Steam engines
Boulton and Watt are most well known for their development of the steam engine. Boulton and Dr Small had started experimenting with steam at the watermill powered Soho Factory as a way of providing power when there was less water during the dry season. Boulton wrote of his “Fire Engine” to Benjamin Franklin:
“My engagements since Christmas have not permitt’d me to make any further progress with my fire engine, but as the thirsty season is approaching apace, necessity will oblige me to set about it in good ernest.”
[Letter. Matthew Boulton to Benjamin Franklin, February 1766. MS 3782/12/1/2]

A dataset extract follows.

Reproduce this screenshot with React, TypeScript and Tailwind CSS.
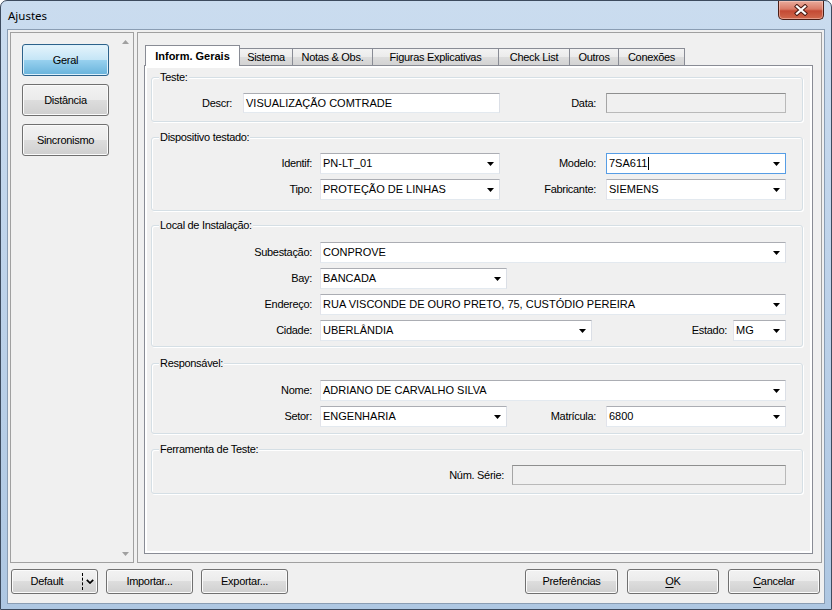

The intention was to pump water back up stream and increase the flow of water passed the mill, but this was not very efficient. Watt started experimenting with steam, but it was after being asked to repair a model of a Newcomen Steam engine that his experiments led to success. This led him to invent a steam engine with a separate condenser from the cylinder in 1765, far more efficient than its Newcomen counterpart. Boulton was instrumental in gaining an extension of the condenser’s patent for another 25 years in 1775. With a basis for profit secured Boulton and Watt’s partnership began in the same year.
Initially the engines were designed for pumping water, but attention was soon paid to those that could power the machinery. The above image is one of the first Sun and Planet Engines and the drawing was by Watt, although the initial invention was by the Soho manufactory engineer William Murdoch (1754 to 1839). The Sun and Planet Engine was so called because of the way the two cogs on the wheel rotated around each other, much like a planet around the sun. This was used so as to avoid a method patented by James Pickard which used cranks to turn the steam engine’s motion into a circular force.